_SUPPLIED MATERIAL:_
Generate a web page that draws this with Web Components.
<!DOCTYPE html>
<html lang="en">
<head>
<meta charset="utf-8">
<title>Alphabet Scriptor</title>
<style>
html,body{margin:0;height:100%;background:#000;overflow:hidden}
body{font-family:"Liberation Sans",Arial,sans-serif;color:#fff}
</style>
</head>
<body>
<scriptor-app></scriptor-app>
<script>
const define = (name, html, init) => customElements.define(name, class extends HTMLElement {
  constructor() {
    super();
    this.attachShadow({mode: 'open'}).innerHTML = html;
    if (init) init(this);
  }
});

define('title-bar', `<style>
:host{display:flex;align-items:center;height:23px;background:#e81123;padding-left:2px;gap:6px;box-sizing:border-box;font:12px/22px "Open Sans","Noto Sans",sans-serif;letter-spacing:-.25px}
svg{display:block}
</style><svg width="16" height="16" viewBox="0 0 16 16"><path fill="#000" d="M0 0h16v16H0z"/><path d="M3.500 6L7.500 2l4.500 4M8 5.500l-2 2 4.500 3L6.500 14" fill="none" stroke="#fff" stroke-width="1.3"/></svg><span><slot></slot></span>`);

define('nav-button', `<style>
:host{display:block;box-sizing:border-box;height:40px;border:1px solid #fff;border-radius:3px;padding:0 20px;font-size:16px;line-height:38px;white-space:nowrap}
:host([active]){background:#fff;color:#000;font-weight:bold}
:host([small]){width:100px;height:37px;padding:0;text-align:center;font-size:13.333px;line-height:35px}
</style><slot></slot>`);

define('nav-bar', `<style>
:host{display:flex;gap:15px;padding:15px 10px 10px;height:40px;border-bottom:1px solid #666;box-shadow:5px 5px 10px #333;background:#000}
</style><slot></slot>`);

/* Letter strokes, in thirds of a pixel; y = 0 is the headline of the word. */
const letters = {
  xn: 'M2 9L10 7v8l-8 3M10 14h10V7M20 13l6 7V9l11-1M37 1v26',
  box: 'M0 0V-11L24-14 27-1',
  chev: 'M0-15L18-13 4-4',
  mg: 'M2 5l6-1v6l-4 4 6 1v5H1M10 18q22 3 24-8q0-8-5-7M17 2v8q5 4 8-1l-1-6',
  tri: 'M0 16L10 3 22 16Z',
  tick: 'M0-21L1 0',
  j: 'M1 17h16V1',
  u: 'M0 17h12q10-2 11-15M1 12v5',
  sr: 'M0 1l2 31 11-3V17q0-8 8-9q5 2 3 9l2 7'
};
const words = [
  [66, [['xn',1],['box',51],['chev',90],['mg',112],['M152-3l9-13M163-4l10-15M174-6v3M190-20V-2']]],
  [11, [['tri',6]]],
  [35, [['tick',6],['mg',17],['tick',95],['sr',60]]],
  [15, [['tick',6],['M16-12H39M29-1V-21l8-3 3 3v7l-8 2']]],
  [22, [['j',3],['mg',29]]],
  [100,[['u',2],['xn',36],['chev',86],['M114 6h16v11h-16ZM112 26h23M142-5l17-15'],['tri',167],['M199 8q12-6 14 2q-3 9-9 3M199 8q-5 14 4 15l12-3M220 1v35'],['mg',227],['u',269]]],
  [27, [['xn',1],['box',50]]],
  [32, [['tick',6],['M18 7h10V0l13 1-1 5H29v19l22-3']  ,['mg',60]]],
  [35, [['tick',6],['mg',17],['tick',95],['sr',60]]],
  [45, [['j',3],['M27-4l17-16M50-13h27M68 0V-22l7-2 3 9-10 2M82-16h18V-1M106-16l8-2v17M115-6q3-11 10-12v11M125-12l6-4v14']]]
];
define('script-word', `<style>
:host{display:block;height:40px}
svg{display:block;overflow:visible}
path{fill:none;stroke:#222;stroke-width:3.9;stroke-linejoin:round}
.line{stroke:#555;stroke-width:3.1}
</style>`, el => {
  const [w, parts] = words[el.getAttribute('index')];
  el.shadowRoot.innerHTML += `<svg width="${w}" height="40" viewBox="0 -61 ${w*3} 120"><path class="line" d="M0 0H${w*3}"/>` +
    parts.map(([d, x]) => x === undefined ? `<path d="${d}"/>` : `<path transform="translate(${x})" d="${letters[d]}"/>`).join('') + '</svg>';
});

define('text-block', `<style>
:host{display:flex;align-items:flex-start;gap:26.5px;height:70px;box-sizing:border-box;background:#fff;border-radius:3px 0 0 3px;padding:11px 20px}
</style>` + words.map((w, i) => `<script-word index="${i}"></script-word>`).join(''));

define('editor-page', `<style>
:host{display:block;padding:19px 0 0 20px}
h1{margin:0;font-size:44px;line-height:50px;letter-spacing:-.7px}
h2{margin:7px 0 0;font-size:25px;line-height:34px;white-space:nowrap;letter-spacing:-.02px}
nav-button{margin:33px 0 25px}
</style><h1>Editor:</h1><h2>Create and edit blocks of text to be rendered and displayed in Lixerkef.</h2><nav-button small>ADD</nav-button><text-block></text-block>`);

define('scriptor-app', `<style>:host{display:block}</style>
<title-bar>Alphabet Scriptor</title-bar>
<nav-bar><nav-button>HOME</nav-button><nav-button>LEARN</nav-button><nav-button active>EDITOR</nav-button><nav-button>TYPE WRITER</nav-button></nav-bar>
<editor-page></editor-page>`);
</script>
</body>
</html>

_TASK TO COMPLETE:_ Copy all lines from the data that hold the word "page".

_FULL OUTPUT:_
Generate a web page that draws this with Web Components.
define('editor-page', `<style>
<editor-page></editor-page>`);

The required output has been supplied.